In another configuration, second end 132 of bypass tube 92 cooperates with a pyrotechnic charge 102 such that pyrotechnic charge 102 is located within bypass tube 92 and coupled to inner surface 104 (FIG. 3). In yet another configuration bypass tube 92 does not include pyrotechnic charge 102. In still yet another configuration bypass tube 92 cooperates with a different type of initiator 96, such as a bridgewire, a spark discharge, a semi-conductor bridge, a projectile, or a heated or exploding foil or wire in combination with stored pressurized gases.

Bypass tube 92 is preferably composed of materials which will provide sufficient strength and rigidity to securely contain the gas which is excited or created by initiator 90. The types of material range from Iconel, steel, aluminum, and alloys thereof. It is preferred that bypass tube 92 be substantially composed of steel.

As shown in FIG. 2, bypass tube 92 also comprises generally cylindrical first strainer 134 and a generally rectangular second strainer 136. First strainer 134 is located within bypass tube 92 at first end 128. First strainer 134 has a generally cylindrical form so that first end 128 of bypass tube 92 is completely filled and no initiator products may circumvent first strainer 134 and exit housing 62. Second strainer 136 is located within bypass tube 92 at second end 132 as illustrated in FIG. 3. Second strainer 136 has a generally cylindrical form such that it can be easily coupled to inner surface 104 of bypass tube 92 and cover side apertures 130. First strainer 134 and second strainer 136 comprise a mesh-type material which prevents initiator products from exiting housing 62 and therefore possibly injuring a user or other individual close to delivery of fire retardant material 68. In general, first strainer 134 and second strainer 136 may have any form necessary to cooperate with driver assembly 64.

One skilled in the art can identify various other configurations of first strainer 134 and second strainer 136, which are also effective in carrying out the intended function thereof. For example, bypass tube 92 can have a plurality of strainers along the length of bypass tube. Bypass tube 92 can have a single strainer located at second end 132. The dimensions of first strainer 134 and second strainer 136 may vary based on the dimensions of bypass tube 92, exit hole (not shown) and side apertures 130. First strainer 134 and second strainer 136 may have various cross-sections such as rectangular, square, oval, trapezoidal, triangular or the like.

First strainer 134 and second strainer 136 are preferably composed of materials which have sufficient strength and rigidity to prevent the passage of inflation gas products while allowing the passage of the exit gases. The types of material range from meshes of Iconel, steel, aluminum, alloys thereof, polymers, composites and the like. It is preferred that strainers 134 and 136 be composed substantially of steel or ceramic.

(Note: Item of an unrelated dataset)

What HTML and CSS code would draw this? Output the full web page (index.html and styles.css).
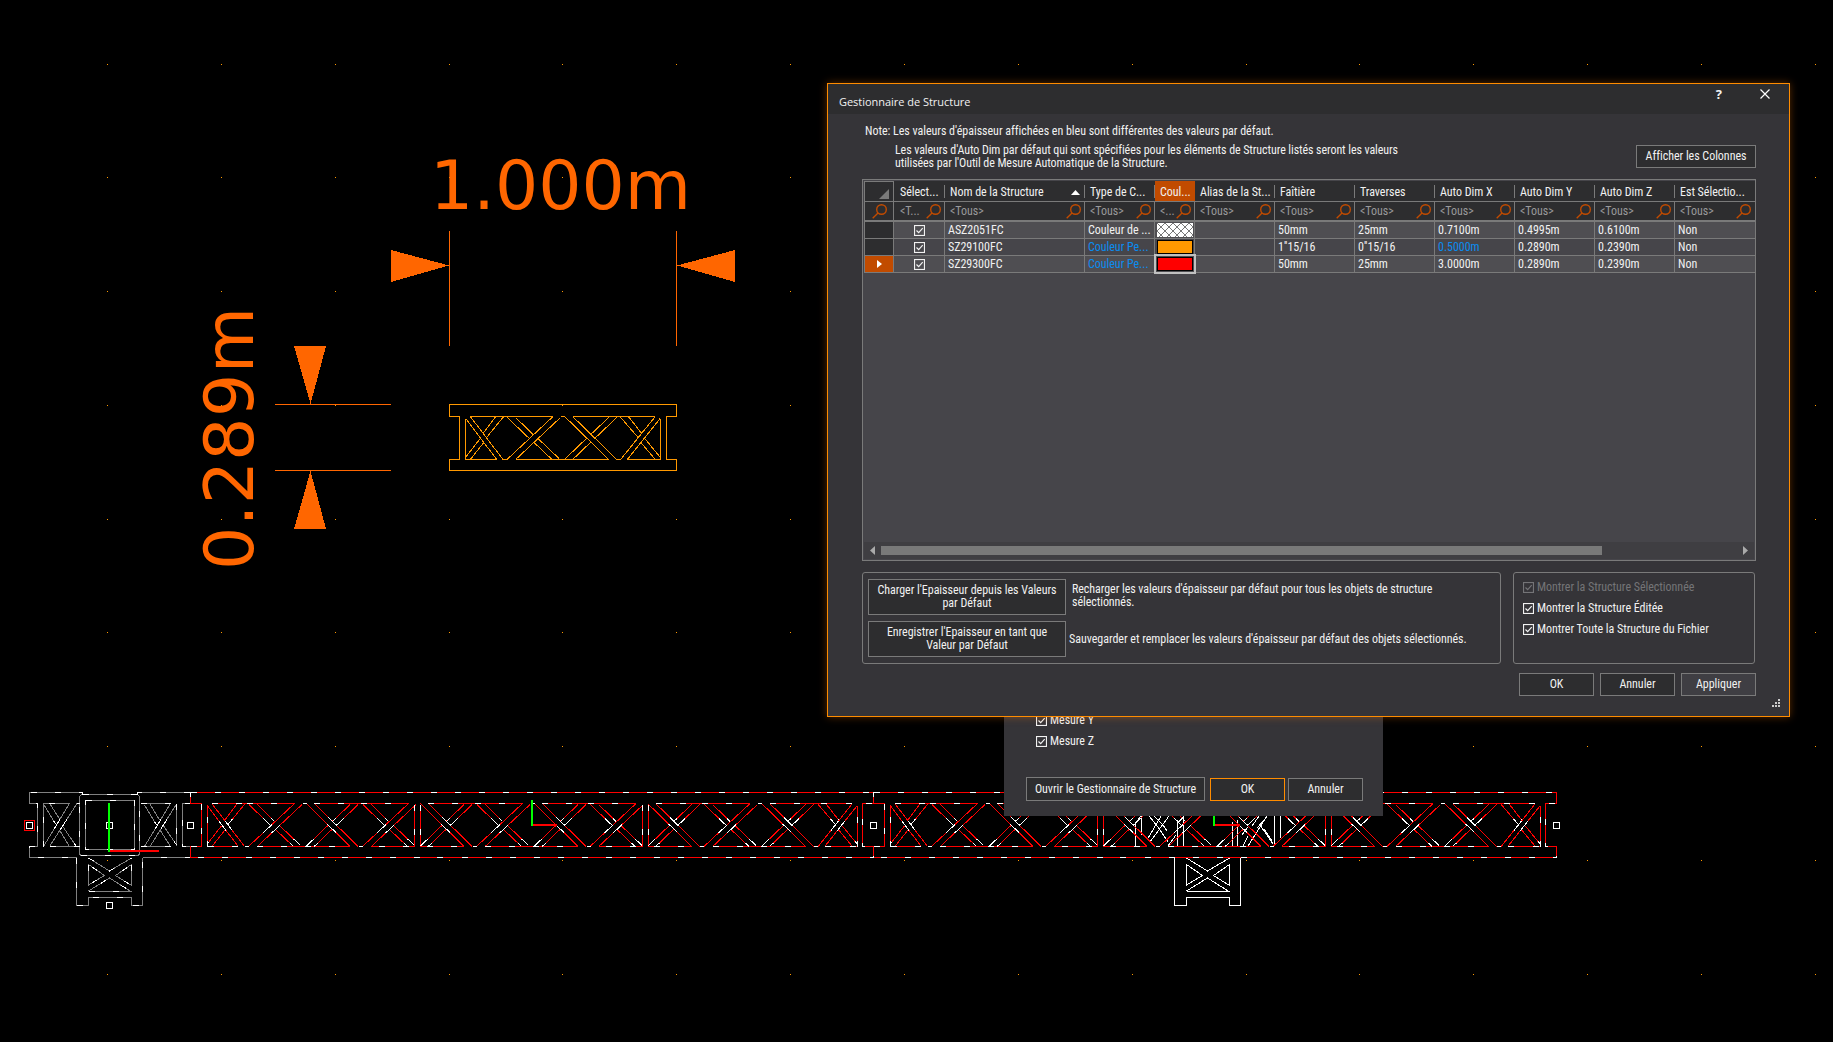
FILE: index.html
```html
<!DOCTYPE html>
<html lang="fr">
<head>
<meta charset="utf-8">
<title>Gestionnaire de Structure</title>
<link rel="stylesheet" href="styles.css">
</head>
<body>
<svg class="drawing" width="1833" height="1042" viewBox="0 0 1833 1042">
  <defs>
    <path id="end" d="M-39.3 43V2M-8.3 43H-39.3M-34.7 0H0M-2 43H2"/>
    <path id="end-ties" class="ties" d="M-8.3 43L-39.3 2M-2 43L-34.7 0M-9.3 0L-21.7 16.7M-1.3 0L-18.7 21.3M-25 22.3L-39.3 40.7M-21.7 26.7L-34.7 43"/>
    <path id="diagonals" class="ties" d="M2 43L48 0M2.3 1L24 21.7M10.7 1L28 18M28.7 25.7L47 43M103.7 43L59.7 0M103.7 1L85.7 18M111.7 1L90 21.7M85.7 25.7L67.7 43M67.7 0L111.7 43M10.7 43L55.5 1M32.7 21.7L54 42M81.7 21.7L60 42.5"/>
    <path id="open" d="M0 0H48M67.7 0H114M56 0H60M10.7 43H103.7M112 43H116"/>
    <path id="split" d="M0 0H48M67.7 0H114M54 1V43H10.7M60 1V43H103.7M112 43H116"/>
    <g id="truss3">
      <path d="M190.500 792.500H873.500V803.500H862.500V846.500H873.500V857.500H190.500V846.500H201.500V803.500H190.500Z"/>
      <g transform="translate(0 803.5)">
        <use href="#end" x="246.500"/><use href="#end-ties" x="246.500"/>
        <use href="#diagonals" x="246.500"/><use href="#open" x="246.500"/>
        <use href="#diagonals" x="360.500"/><use href="#split" x="360.500"/>
        <use href="#diagonals" x="474.500"/><use href="#open" x="474.500"/>
        <use href="#diagonals" x="588"/><use href="#split" x="588"/>
        <use href="#diagonals" x="702"/><use href="#open" x="702"/>
        <g transform="translate(816 0) scale(-1.05 1)"><use href="#end"/><use href="#end-ties"/></g>
      </g>
    </g>
    <path id="leg" d="M76.500 857.500V905.500H88.500V897.500H131.500V905.500H142.500V857.500M88.500 891.500H131L109.500 878L88.500 891M88.500 858L109.500 871L131.500 858M88.500 864.500V885L104.500 875.500ZM131.500 864.500V885.500L115.500 875.500Z"/>
    <g id="corner">
      <path d="M82.500 794.500V792.500H29.500V803.500H37.500V846.500H29.500V857.500H76.500M137.500 794.500V792.500H190.500M190.500 803.500H182.500V846.500H190.500M190.500 857.500H142.500"/>
      <rect x="79.500" y="794.500" width="60" height="61" rx="3"/>
      <rect x="85.500" y="800.500" width="49" height="49"/>
      <path d="M43.500 846.500V803.500H69.500M49.500 846.500H79.500M77 803.500H79.500M140.500 803.500H170.500M140.500 846.500H170.500M176.500 804V846"/>
      <path class="ties" d="M43.500 846.500L69.500 803.500M49.500 846.500L77 803.500M43.500 804L55.500 824M50 804L59.500 819M59.500 830L69 846M62.500 826L76 846M144.500 846.500L170.500 803.500M150 846.500L176.500 804M144.500 805L156.500 825M149.500 803.500L159.500 820M160 830L170.500 846.500M163 825L176.500 845"/>
      <use href="#leg"/>
    </g>
    <rect id="grip" x="-3" y="-3" width="6" height="6"/>
  </defs>

  <path class="dots" d="M107 64.500H1833M107 177.500H1833M107 291.500H1833M107 405.500H1833M107 519.500H1833M107 632.500H1833M107 746.500H1833M107 860.500H1833M107 974.500H1833"/>

  <g class="dimension">
    <path class="dimension-line" d="M449.500 231V346M676.500 231V346M275 404.500H391M275 470.500H391"/>
    <path d="M391 250V282L449 265.500ZM735 250V282L677 265.500ZM294 346H326L310.500 404ZM294 529H326L310.500 471Z"/>
    <text x="430" y="209">1.000m</text>
    <text class="vertical" transform="translate(253 570) rotate(-90)">0.289m</text>
  </g>

  <g class="amber">
    <path d="M449.500 404.500H676.500V416.500H666.500V459.500H676.500V470.500H449.500V459.500H459.500V416.500H449.500Z"/>
    <g transform="translate(505 416.5)">
      <use href="#end"/><use href="#end-ties"/><use href="#diagonals"/><use href="#open"/>
      <g transform="translate(113.500 0) scale(-1.06 1)"><use href="#end"/><use href="#end-ties"/></g>
    </g>
  </g>

  <g class="gray"><use href="#corner"/></g>
  <g class="dash"><use href="#corner"/></g>
  <g class="white">
    <use href="#leg" x="1098"/>
    <path d="M1135.500 822V846M1141.500 816V835M1177.500 820V846M1183.500 816V846M1232.500 822V846M1237.500 820V846M1274.500 816V844M1280.500 816V838M1135 824L1141 816M1149 816L1158 827M1154 816L1162 824M1169 816L1150 842M1161 816L1147 840M1158 827L1168 842M1163 825L1167 831M1177 824L1184 816M1168 846L1176 835M1243 846L1248 836M1248 846L1267 816M1252 826L1259 816M1257 828L1265 819M1260 825L1273 844M1242 835L1248 827M1264 829L1272 841"/>
  </g>
  <g class="red"><use href="#truss3"/><use href="#truss3" x="683"/></g>
  <g class="dash"><use href="#truss3"/><use href="#truss3" x="683"/></g>

  <g class="white">
    <use href="#grip" x="29.500" y="825.500"/><use href="#grip" x="109.500" y="825.500"/><use href="#grip" x="190.500" y="825.500"/>
    <use href="#grip" x="109.500" y="905.500"/><use href="#grip" x="873.500" y="825.500"/><use href="#grip" x="1556.500" y="825.500"/>
  </g>
  <rect class="red" x="24.500" y="820.500" width="10" height="10"/>
  <path class="axis-x" d="M109 851H159M532 825H557M1214 825H1240"/>
  <path class="axis-y" d="M109 803V852M532 800V826M1214 800V826"/>
</svg>

<svg class="defs" width="0" height="0">
  <symbol id="check" viewBox="0 0 11 11"><rect x=".5" y=".5" width="10" height="10"/><path d="M2.500 5.500L4.700 7.700L8.700 3.200"/></symbol>
  <symbol id="lens" viewBox="0 0 15 15"><circle cx="9.500" cy="5.500" r="4.800"/><path d="M6 9L.7 14.300"/></symbol>
</svg>

<section class="window measure">
  <label class="option"><svg class="check"><use href="#check"/></svg>Mesure Y</label>
  <label class="option"><svg class="check"><use href="#check"/></svg>Mesure Z</label>
  <div class="measure-actions">
    <button class="button open-manager">Ouvrir le Gestionnaire de Structure</button>
    <button class="button focused">OK</button>
    <button class="button">Annuler</button>
  </div>
</section>

<section class="window manager">
  <header class="titlebar">
    <h1>Gestionnaire de Structure</h1>
    <span class="help">?</span>
    <svg class="close" width="10" height="10"><path d="M.5 .5L9.500 9.500M9.500 .5L.5 9.500"/></svg>
  </header>
  <div class="content">
    <div class="notes">
      <div>
        <p>Note: Les valeurs d'épaisseur affichées en bleu sont différentes des valeurs par défaut.</p>
        <p class="indented">Les valeurs d'Auto Dim par défaut qui sont spécifiées pour les éléments de Structure listés seront les valeurs<br>utilisées par l'Outil de Mesure Automatique de la Structure.</p>
      </div>
      <button class="button columns">Afficher les Colonnes</button>
    </div>

    <div class="table">
      <div class="row head">
        <span class="mark"><svg width="10" height="10"><path d="M10 0V10H0Z" fill="#7a7a7a"/></svg></span>
        <span>Sélect...</span><span class="sorted">Nom de la Structure<svg width="9" height="5"><path d="M4.500 0L9 5H0Z" fill="#fff"/></svg></span><span>Type de C...</span><span class="active">Coul...</span><span>Alias de la St...</span><span>Faîtière</span><span>Traverses</span><span>Auto Dim X</span><span>Auto Dim Y</span><span>Auto Dim Z</span><span>Est Sélectio...</span>
      </div>
      <div class="row filter">
        <span class="mark"><svg class="lens"><use href="#lens"/></svg></span>
        <span>&lt;T...<svg class="lens"><use href="#lens"/></svg></span>
        <span>&lt;Tous&gt;<svg class="lens"><use href="#lens"/></svg></span>
        <span>&lt;Tous&gt;<svg class="lens"><use href="#lens"/></svg></span>
        <span>&lt;...<svg class="lens"><use href="#lens"/></svg></span>
        <span>&lt;Tous&gt;<svg class="lens"><use href="#lens"/></svg></span>
        <span>&lt;Tous&gt;<svg class="lens"><use href="#lens"/></svg></span>
        <span>&lt;Tous&gt;<svg class="lens"><use href="#lens"/></svg></span>
        <span>&lt;Tous&gt;<svg class="lens"><use href="#lens"/></svg></span>
        <span>&lt;Tous&gt;<svg class="lens"><use href="#lens"/></svg></span>
        <span>&lt;Tous&gt;<svg class="lens"><use href="#lens"/></svg></span>
        <span>&lt;Tous&gt;<svg class="lens"><use href="#lens"/></svg></span>
      </div>
      <div class="row data">
        <span class="mark"></span><span class="tick"><svg class="check"><use href="#check"/></svg></span><span>ASZ2051FC</span><span>Couleur de ...</span>
        <span class="color"><svg class="hatch" width="36" height="14"><defs><pattern id="cross" width="8" height="8" patternUnits="userSpaceOnUse"><path d="M0 0L8 8M8 0L0 8" stroke="#777" stroke-width="1"/></pattern></defs><rect width="36" height="14" fill="#fff"/><rect width="36" height="14" fill="url(#cross)"/></svg></span>
        <span></span><span>50mm</span><span>25mm</span><span>0.7100m</span><span>0.4995m</span><span>0.6100m</span><span>Non</span>
      </div>
      <div class="row data alt">
        <span class="mark"></span><span class="tick"><svg class="check"><use href="#check"/></svg></span><span>SZ29100FC</span><span class="changed">Couleur Pe...</span>
        <span class="color"><i class="swatch orange"></i></span>
        <span></span><span>1''15/16</span><span>0''15/16</span><span class="changed">0.5000m</span><span>0.2890m</span><span>0.2390m</span><span>Non</span>
      </div>
      <div class="row data">
        <span class="mark current"><svg width="5" height="8"><path d="M0 0L5 4L0 8Z" fill="#fff"/></svg></span><span class="tick"><svg class="check"><use href="#check"/></svg></span><span>SZ29300FC</span><span class="changed">Couleur Pe...</span>
        <span class="color"><i class="swatch crimson"></i></span>
        <span></span><span>50mm</span><span>25mm</span><span>3.0000m</span><span>0.2890m</span><span>0.2390m</span><span>Non</span>
      </div>
      <div class="scrollbar">
        <svg width="5" height="9"><path d="M5 0V9L0 4.500Z" fill="#aaa"/></svg>
        <div class="track"><div class="thumb"></div></div>
        <svg width="5" height="9"><path d="M0 0V9L5 4.500Z" fill="#aaa"/></svg>
      </div>
    </div>

    <div class="groups">
      <div class="group defaults">
        <button class="button tall">Charger l'Epaisseur depuis les Valeurs<br>par Défaut</button>
        <p class="first">Recharger les valeurs d'épaisseur par défaut pour tous les objets de structure<br>sélectionnés.</p>
        <button class="button tall">Enregistrer l'Epaisseur en tant que<br>Valeur par Défaut</button>
        <p>Sauvegarder et remplacer les valeurs d'épaisseur par défaut des objets sélectionnés.</p>
      </div>
      <div class="group display">
        <label class="option disabled"><svg class="check"><use href="#check"/></svg>Montrer la Structure Sélectionnée</label>
        <label class="option"><svg class="check"><use href="#check"/></svg>Montrer la Structure Éditée</label>
        <label class="option"><svg class="check"><use href="#check"/></svg>Montrer Toute la Structure du Fichier</label>
      </div>
    </div>

    <div class="actions">
      <button class="button">OK</button>
      <button class="button">Annuler</button>
      <button class="button apply">Appliquer</button>
    </div>
  </div>
  <svg class="resize" width="8" height="8"><path d="M6 0h2v2h-2zM3 3h2v2h-2zM6 3h2v2h-2zM0 6h2v2h-2zM3 6h2v2h-2zM6 6h2v2h-2z" fill="#ccc"/></svg>
</section>
</body>
</html>
```
FILE: styles.css
```css
* { box-sizing: border-box; }
body {
  margin: 0;
  width: 1833px;
  height: 1042px;
  position: relative;
  overflow: hidden;
  background: #000;
  color: #f1f1f1;
  font: 12px/13px "Roboto Condensed", Roboto, "Liberation Sans", sans-serif;
  letter-spacing: -.03px;
}
p, h1 { margin: 0; }
svg { display: block; flex: none; }
.defs { position: absolute; }

/* drawing */
.drawing { fill: none; shape-rendering: crispEdges; letter-spacing: 0; }
.dots { stroke: #f90; stroke-dasharray: 1 112.85; }
.dimension { fill: #f60; }
.dimension-line { stroke: #f60; }
.dimension text { font: 68px "DejaVu Sans", sans-serif; }
.dimension .vertical { letter-spacing: .4px; }
.amber { stroke: #f90; }
.gray { stroke: #808080; }
.white { stroke: #fff; }
.red { stroke: #f00; }
.dash { stroke: #fff; stroke-dasharray: 6 18; --tie-dash: 0 20 12 38; }
.ties { stroke-dasharray: var(--tie-dash, none); }
.axis-x { stroke: #f00; stroke-width: 2; }
.axis-y { stroke: #0f0; stroke-width: 2; }

/* shared controls */
.window { position: absolute; background: #353438; }
.button {
  width: 75px;
  height: 23px;
  padding: 0;
  border: 1px solid #7a7a7a;
  background: #2d2d2f;
  color: inherit;
  font: inherit;
  letter-spacing: inherit;
  white-space: nowrap;
}
.focused { border-color: #ff8c00; }
.option { display: flex; align-items: center; gap: 3px; height: 11px; margin-bottom: 10px; white-space: nowrap; }
.check { width: 11px; height: 11px; fill: none; stroke: #f1f1f1; stroke-width: 1.2; }
.disabled { color: #747477; }
.disabled .check { stroke: #747477; }

/* measure window */
.measure { left: 1004px; top: 600px; width: 379px; height: 216px; padding: 115px 20px 15px 22px; display: flex; flex-direction: column; }
.measure .option { margin-left: 10px; }
.measure-actions { margin-top: auto; display: flex; align-items: flex-end; gap: 3px; }
.open-manager { width: 179px; height: 24px; margin-right: 2px; }

/* manager window */
.manager {
  left: 827px;
  top: 83px;
  width: 963px;
  height: 634px;
  border: 1px solid #ff8c00;
  box-shadow: 0 0 8px rgba(255, 120, 0, .35);
}
.titlebar { display: flex; height: 30px; padding: 0 19px 0 11px; background: #2d2d2f; }
.titlebar h1 { flex: 1; padding-top: 11px; font: 11px/13px "Open Sans", sans-serif; }
.help { font: bold 13px/21px "Open Sans", sans-serif; margin-right: 38px; }
.close { margin-top: 5px; stroke: #fff; stroke-width: 1.2; }
.content { padding: 11px 33px 0 34px; }
.notes { display: flex; justify-content: space-between; height: 54px; padding-left: 3px; }
.indented { margin: 6px 0 0 30px; letter-spacing: -.09px; }
.columns { width: 120px; margin-top: 20px; }

.table { height: 382px; padding: 1px; border: 1px solid #7a7a7a; background: #46454a; display: flex; flex-direction: column; }
.row { display: grid; grid-template-columns: 31px 50px 140px 70px 40px repeat(7, 80px); border-bottom: 1px solid #7a7a7a; width: 891px; }
.row > span { display: flex; align-items: center; padding-left: 5px; border-right: 1px solid #7a7a7a; white-space: nowrap; overflow: hidden; }
.row > span:last-child { border-right-color: transparent; }
.row > .mark { justify-content: center; padding: 0; border-left: 1px solid #7a7a7a; margin-right: 1px; background: #2d2d2f; }
.head { height: 21px; background: #2d2d2f; }
.head > span { padding-top: 2px; border-right: 0; background: linear-gradient(#7a7a7a, #7a7a7a) 100% 55% / 1px 13px no-repeat; }
.head > span:last-child { background: none; }
.head > .mark { justify-content: flex-end; padding: 4px 4px 0 0; border-right: 1px solid #7a7a7a; border-top: 1px solid #7a7a7a; }
.head > .sorted { justify-content: space-between; padding-right: 5px; }
.head > .active { background: #c14b00; }
.filter { height: 20px; background: #2d2d2f; color: #99999b; border-bottom-width: 2px; }
.lens { width: 15px; height: 15px; margin: 0 3px 0 auto; fill: none; stroke: #c14b00; stroke-width: 1.4; }
.mark .lens { margin: 0; }
.data { height: 17px; background: #4f4e52; line-height: 16px; }
.data > span { padding-left: 3px; }
.data.alt { background: #46454a; }
.data > .tick { justify-content: center; padding: 0; }
.data > .changed { color: #0a8cf0; }
.data > .color { padding: 0 0 0 2px; overflow: visible; }
.data > .current { background: #c14b00; }
.swatch { width: 36px; height: 14px; border: 1px solid #000; }
.orange { background: #f90; }
.crimson { background: #f00; outline: 2px solid #c0c0c0; outline-offset: 1px; z-index: 1; }
.scrollbar { display: flex; align-items: center; gap: 6px; height: 17px; margin-top: auto; padding: 0 6px; background: #3f3e42; }
.track { flex: 1; }
.thumb { width: 721px; height: 9px; background: #797979; }

.groups { display: flex; gap: 12px; margin: 11px 1px 9px 0; }
.group { height: 92px; border: 1px solid #7a7a7a; border-radius: 3px; }
.defaults { flex: 1; display: grid; grid-template-columns: 198px 1fr; grid-template-rows: 36px 36px; gap: 6px 3px; padding: 6px 5px; align-items: center; white-space: nowrap; }
.defaults .first { padding: 0 0 2px 3px; letter-spacing: -.06px; }
.tall { width: 198px; height: 36px; }
.display { width: 242px; padding: 9px; }
.actions { display: flex; justify-content: flex-end; gap: 6px; }
.apply { background: #3f3e43; }
.resize { position: absolute; right: 9px; bottom: 9px; }
```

According to another aspect of the present invention, as shown in FIG. 3, driver assembly 64 includes driver 94. Driver 94 comprises a first generally cylindrical body portion 138 and a second generally cylindrical body portion 140. A first center orifice 142 and a first center recess 146 are formed through first cylindrical body portion 138. First center recess 146 has a larger diameter than first center orifice 142 such that there forms a seat upon which center seal 144 may be located. A second center orifice 143 is formed through second cylindrical body portion 140. Center orifices 142 and 143, and first center recess 146 are substantially aligned and are configured to cooperate with bypass tube 92 such that driver 94 can slide along bypass tube 92. A center seal 144 is located within first center recess 146. An outer seal 148 is located within an outer recess 150 located at the peripheral edge of first cylindrical body portion 138.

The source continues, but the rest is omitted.